20/06/2012 (Financial Times) - As traders scour Asia for the next big trading opportunity, the sexy asset class is not equities, nor necessarily FX, but exchange-traded derivatives.

The Korean market has long been a hotspot with its Kospi futures, as has Singapore with its Nikkei-225 futures and more recently its Nifty index venture with the National Stock Exchange of India.

But a really interesting market has been quietly growing almost unnoticed: Malaysia.

Tabb Group, the US consultancy, has just produced a detailed report that sets out why.

First, even though Indonesia remains the largest palm oil exporter in the world, Malaysia has built its palm oil futures franchise into a global market centre for crude palm oil trading. This is Bursa Malaysia’s biggest derivative contract by volume.

Moreover Tabb says the market “appears more developed than emerging”.

That may be because confidence has been built both at the domestic level and with foreigners – not a feat that many emerging market exchanges manage well.

Last week Bursa Malaysia’s derivatives arm said it would ease restrictions on the setting up of branches and kiosks by futures brokers, “paving the way for greater retail participation in the derivatives market”.

Last month it launched a revamped options contract on Malaysia’s composite index futures. Investor education has been ramped up in derivatives too.

In a key move Bursa Malaysia derivatives in February launched a new clearing and settlement system, which paves the way for the introduction of new products.

But it is foreign participation that will drive the most growth.

That is already starting to happen, against an important backdrop: a 25 per cent stake in Bursa Malaysia derivatives held by CME Group of the US since 2009.

This has meant that foreign investors have been able to trade Bursa’s palm oil futures contracts through the CME’s Globex system, significantly expanding Bursa’s international customer base.

Foreign banks, hedge funds and commodity trading advisers account for 28 per cent of activity in palm oil futures, compared with 16 per cent in 2006, Tabb says.

Recent collaboration between FTSE Group and Bursa to create the FTSE Bursa Malaysia KLCI Index has also helped.

Tabb estimates that volume on Bursa Malaysia’s derivatives exchange grew by 37 per cent between 2010 and 2011.

Interestingly, all this is without US based investors being able to access Bursa Malaysia derivatives directly through “direct market access” (DMA).

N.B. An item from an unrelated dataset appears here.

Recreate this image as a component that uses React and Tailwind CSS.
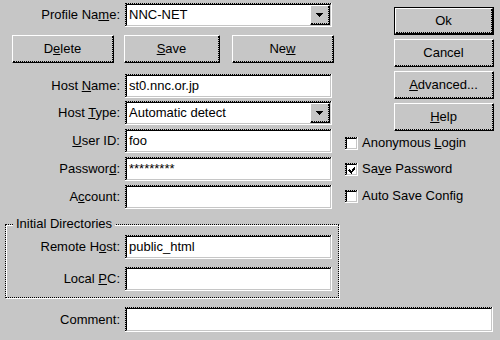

Permission is stuck on someone’s desk at the Commodity Futures Trading Commission, the US futures regulator.

When it comes to “sponsored access”, Tabb says that Bursa Malaysia derivatives is at least perceived as one of the few exchanges in Asia with “sufficient” pre-trade risk management tools, because its matching engine is part of CME.

All this comes amid what Tabb concedes are “lofty expectations” for the growth of Malaysia’s capital markets set by the country’s market regulator, the Securities Commission Malaysia.

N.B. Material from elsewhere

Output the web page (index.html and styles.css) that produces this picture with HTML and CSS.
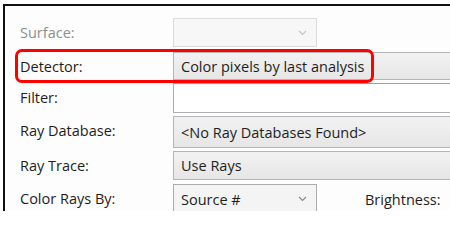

It projects total Malaysian capital market size, including equities and derivatives, to grow from $667bn to $1.5tn by 2020.

Tabb says derivatives trading is expected to account for most of this growth, with notional value traded projected to increase from $213bn last year to $1.4tn by 2020.

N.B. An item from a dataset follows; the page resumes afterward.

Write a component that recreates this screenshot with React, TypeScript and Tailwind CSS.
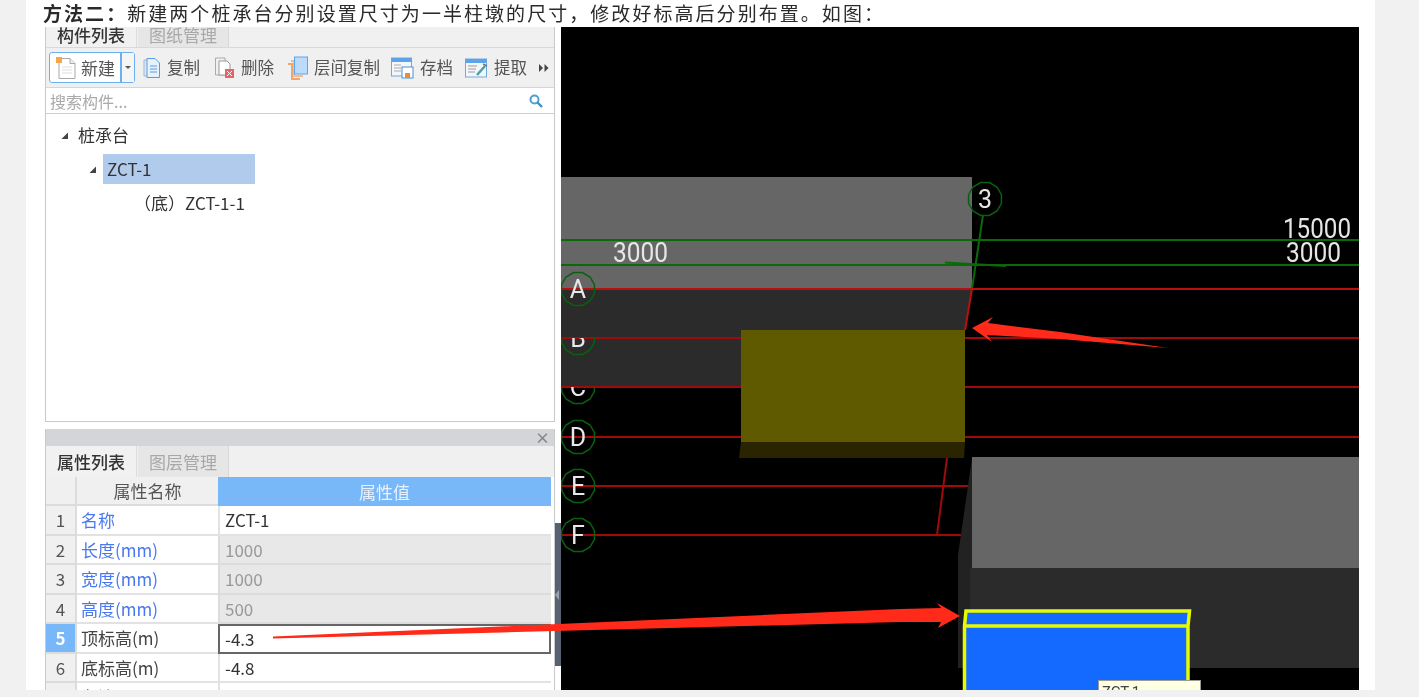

No doubt part of that will come with the rollout of options on futures contracts for KL index futures – which happened last month – and of options on palm oil futures and palm oil options, which are set for launch in the next couple of months.

Malaysia loves targets, and the more ambitious the better. Yet Tabb throws a note of caution into its otherwise upbeat report.

It notes that the issue of DMA for US investors “remains in limbo at the CFTC”. In addition, there are only 20 brokers with the authority to clear trades onshore, with only a few having any type of international client activity.

Several market participants Tabb spoke with say there can be delays in setting up high-frequency trading customers. One foreign futures commission merchant said the Bursa had been “slow in providing the sign off for separate and distinct APIs that connect to the market”, Tabb says.

The creation of huge expectations is not always a good thing for a market that may not quite be ready to cope. The test will come this year.